Now, I’m going to hop forward about 100 years, skipping a major financial crisis, to get to the financial crises of recent history. There was a substantial devaluation during the military dictatorship, which attempted to stabilize things, but, spoiler alert, did not.
These are from the last couple years of the dictatorship, the early 80s.
The military dictatorship fell and democracy was restored in 1983, but there was still a huuuuge problem in the form of a massive external debt, currency devaluation, and serious inflation. The new government started whacking off zeroes, so that 10000 old pesos would equal one new peso.
It did not work. These were printed in 1983; by 1985, 10000 peso notes were back in circulation. That year, the president decided what the country really needed was to start from scratch. The peso was old and busted. The Austral was the new hotness.
Alas:
The name “peso” made its return with the “pesos convertibles” in the 90s, when the peso was pegged to the US dollar at a 1 to 1 rate. This also didn’t work and led to the financial crisis of 2001, which many Argentines can tell you absolutely wild stories about. The president famously fled the Pink House by helicopter. Some of the bills from this period are still in circulation; I could dig some out of my wallet right now.
This time of utter economic collapse led to a widespread return to a barter economy, leading to the use of these barter network vouchers.
Things got…okay after that. And then less okay. That’s kind of how it goes here.
The current government, for political reasons I’m not going to get into, decided that the money needed a makeover, so now it’s all about the nature.
Oh, hey…we’re back up to 1000 pesos notes. Huh.
After the rooms of currency, the museum has some historical artifacts related to the history of banking in Argentina, including French scales used to weigh coins.
Eva Perón spent a few months working out of the Central Bank, and they have her office furniture.
I think I’ve mentioned before that it’s hard to overstate Evita’s importance here.
I’m going to wrap this us with the museum’s most endearing feature, a selfie point.
These denominations should be good for a few months, at least.
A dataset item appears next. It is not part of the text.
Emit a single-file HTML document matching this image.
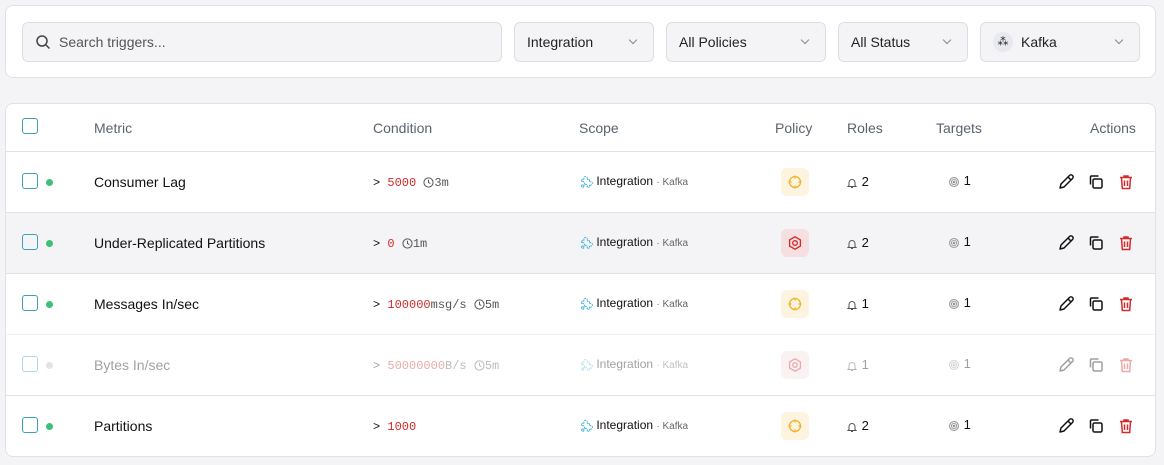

The Banco Central Museum is located in the financial district of Buenos Aires, blocks from the Plaza de Mayo, at San Martín 216. It is open Monday through Friday, 10am to 4pm, and is free. There are some information cards in English for each room, although several were missing when I visited, and they are not particularly complete. The main signage is solely in Spanish. As it is located in the city’s heart, you can get to the museum in a million, billion ways.